Front-end source files:
>> Begin

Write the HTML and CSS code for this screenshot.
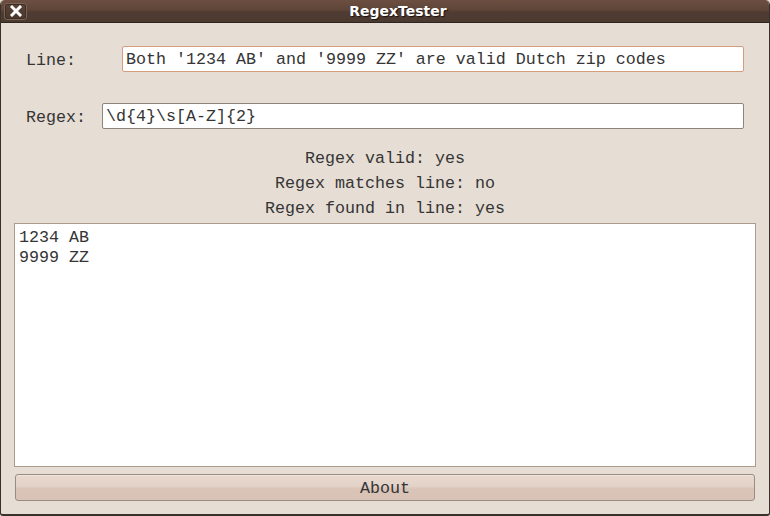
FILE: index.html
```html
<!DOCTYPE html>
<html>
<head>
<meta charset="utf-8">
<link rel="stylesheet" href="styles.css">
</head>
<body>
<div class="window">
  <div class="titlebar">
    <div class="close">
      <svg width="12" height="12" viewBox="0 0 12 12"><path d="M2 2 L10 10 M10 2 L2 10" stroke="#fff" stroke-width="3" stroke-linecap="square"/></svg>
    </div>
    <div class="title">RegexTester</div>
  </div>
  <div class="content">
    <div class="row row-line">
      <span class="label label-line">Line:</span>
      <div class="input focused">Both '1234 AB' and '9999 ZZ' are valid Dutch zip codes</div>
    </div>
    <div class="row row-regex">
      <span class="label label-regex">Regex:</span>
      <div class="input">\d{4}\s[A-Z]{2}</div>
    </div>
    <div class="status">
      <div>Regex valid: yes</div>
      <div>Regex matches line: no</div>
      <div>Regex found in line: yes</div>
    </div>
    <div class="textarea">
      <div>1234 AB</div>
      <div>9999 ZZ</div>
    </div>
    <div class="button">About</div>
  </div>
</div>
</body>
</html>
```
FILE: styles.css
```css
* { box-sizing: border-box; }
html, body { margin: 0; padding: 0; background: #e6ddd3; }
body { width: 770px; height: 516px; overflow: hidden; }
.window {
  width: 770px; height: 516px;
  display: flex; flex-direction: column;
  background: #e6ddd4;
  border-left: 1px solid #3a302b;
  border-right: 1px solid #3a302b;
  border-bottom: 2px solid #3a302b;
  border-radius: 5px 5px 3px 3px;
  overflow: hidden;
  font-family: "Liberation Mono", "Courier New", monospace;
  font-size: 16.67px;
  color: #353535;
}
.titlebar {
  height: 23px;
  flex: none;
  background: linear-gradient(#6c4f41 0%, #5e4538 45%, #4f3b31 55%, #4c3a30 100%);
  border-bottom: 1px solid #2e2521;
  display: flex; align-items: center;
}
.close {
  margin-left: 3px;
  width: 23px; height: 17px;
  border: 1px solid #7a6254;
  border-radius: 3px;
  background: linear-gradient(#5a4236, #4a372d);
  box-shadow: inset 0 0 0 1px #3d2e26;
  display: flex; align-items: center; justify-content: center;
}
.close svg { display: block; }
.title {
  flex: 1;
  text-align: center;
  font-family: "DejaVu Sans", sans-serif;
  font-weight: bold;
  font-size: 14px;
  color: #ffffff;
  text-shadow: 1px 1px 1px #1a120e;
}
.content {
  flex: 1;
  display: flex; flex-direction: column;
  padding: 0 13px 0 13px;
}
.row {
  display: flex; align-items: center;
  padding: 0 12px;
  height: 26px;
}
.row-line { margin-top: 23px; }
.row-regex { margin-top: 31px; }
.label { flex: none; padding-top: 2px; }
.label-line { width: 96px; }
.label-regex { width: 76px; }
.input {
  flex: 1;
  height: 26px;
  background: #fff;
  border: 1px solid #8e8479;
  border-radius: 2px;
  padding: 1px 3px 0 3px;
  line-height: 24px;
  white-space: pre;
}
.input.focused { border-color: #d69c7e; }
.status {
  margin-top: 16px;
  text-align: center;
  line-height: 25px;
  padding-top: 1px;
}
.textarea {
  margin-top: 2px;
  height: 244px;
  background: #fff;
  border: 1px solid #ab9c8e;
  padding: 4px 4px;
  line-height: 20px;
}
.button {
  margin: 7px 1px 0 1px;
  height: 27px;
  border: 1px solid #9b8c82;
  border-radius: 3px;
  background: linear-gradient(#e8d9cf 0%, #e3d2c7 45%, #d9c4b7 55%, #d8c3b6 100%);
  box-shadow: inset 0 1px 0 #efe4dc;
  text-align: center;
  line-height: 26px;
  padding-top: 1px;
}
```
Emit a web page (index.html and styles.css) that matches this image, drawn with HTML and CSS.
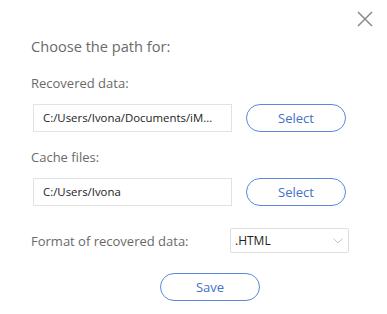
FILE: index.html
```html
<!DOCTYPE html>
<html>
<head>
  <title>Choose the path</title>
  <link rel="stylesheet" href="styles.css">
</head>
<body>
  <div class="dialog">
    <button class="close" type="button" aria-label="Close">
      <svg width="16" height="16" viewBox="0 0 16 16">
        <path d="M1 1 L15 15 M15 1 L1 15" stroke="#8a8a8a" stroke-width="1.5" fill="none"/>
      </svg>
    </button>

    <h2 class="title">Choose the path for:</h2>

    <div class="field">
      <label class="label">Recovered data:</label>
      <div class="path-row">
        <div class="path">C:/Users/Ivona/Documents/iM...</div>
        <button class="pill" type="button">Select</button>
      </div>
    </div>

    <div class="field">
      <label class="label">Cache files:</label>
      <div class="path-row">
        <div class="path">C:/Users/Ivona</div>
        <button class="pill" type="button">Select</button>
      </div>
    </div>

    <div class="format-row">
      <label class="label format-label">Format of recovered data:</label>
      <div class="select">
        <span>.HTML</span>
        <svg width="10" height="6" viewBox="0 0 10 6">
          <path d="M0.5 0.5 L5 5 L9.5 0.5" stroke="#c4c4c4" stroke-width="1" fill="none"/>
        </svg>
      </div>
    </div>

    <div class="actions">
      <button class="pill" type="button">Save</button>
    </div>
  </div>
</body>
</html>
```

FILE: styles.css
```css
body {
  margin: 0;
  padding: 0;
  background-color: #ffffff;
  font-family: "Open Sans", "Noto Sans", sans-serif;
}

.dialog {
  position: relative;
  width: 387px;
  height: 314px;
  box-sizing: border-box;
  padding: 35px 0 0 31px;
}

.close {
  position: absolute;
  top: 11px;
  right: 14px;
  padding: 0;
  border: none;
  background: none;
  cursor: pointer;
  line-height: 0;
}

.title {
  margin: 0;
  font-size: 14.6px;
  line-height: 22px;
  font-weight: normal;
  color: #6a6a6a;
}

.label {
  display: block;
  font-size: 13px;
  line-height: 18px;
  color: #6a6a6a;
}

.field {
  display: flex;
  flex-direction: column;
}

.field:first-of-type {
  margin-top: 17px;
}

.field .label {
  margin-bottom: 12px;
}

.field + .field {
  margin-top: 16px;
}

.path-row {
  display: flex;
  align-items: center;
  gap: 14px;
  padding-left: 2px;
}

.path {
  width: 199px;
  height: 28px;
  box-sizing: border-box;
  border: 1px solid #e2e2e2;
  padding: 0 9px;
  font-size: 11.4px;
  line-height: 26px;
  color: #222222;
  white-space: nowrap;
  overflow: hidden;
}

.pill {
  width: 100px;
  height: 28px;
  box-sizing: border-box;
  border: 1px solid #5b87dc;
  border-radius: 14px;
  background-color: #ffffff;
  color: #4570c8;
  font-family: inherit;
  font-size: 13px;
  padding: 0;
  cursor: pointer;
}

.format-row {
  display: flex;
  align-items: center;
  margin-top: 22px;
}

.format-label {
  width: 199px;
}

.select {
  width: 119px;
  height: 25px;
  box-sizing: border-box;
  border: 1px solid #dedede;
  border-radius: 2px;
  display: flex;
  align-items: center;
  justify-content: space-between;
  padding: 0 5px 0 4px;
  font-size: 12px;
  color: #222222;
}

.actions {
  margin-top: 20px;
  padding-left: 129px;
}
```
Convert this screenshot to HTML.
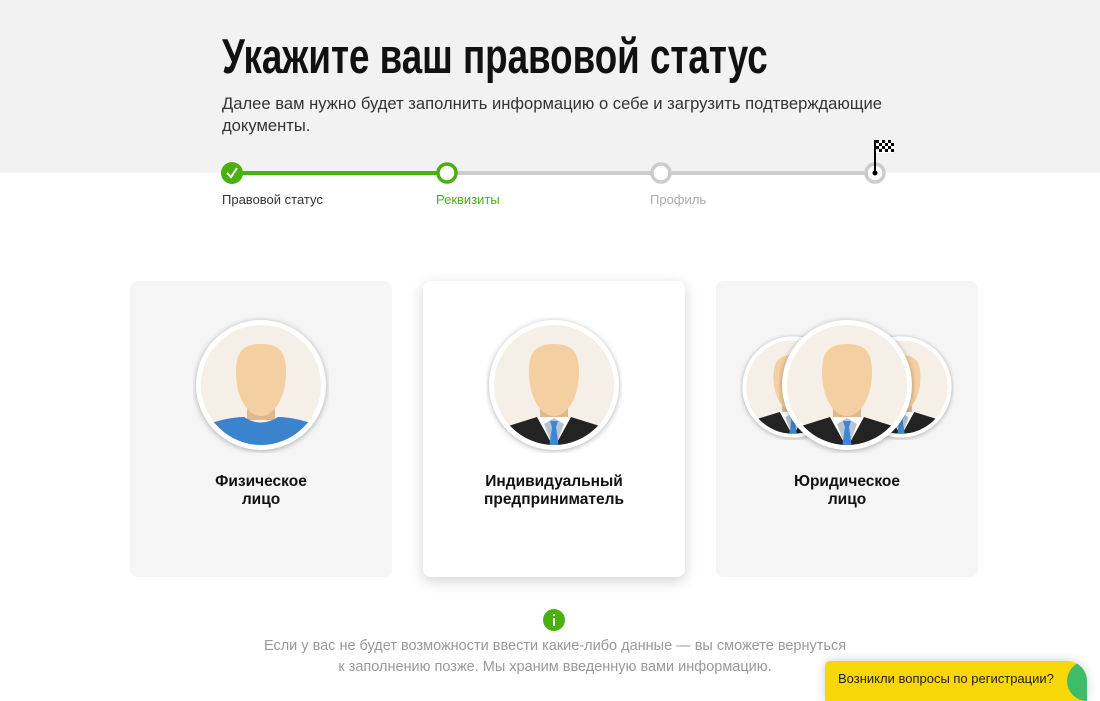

>> End

GIVEN INSTRUCTION
Reproduce every line from the entries that holds the word "screenshot".

THE RESPONSE
Write the HTML and CSS code for this screenshot.
Convert this screenshot to HTML.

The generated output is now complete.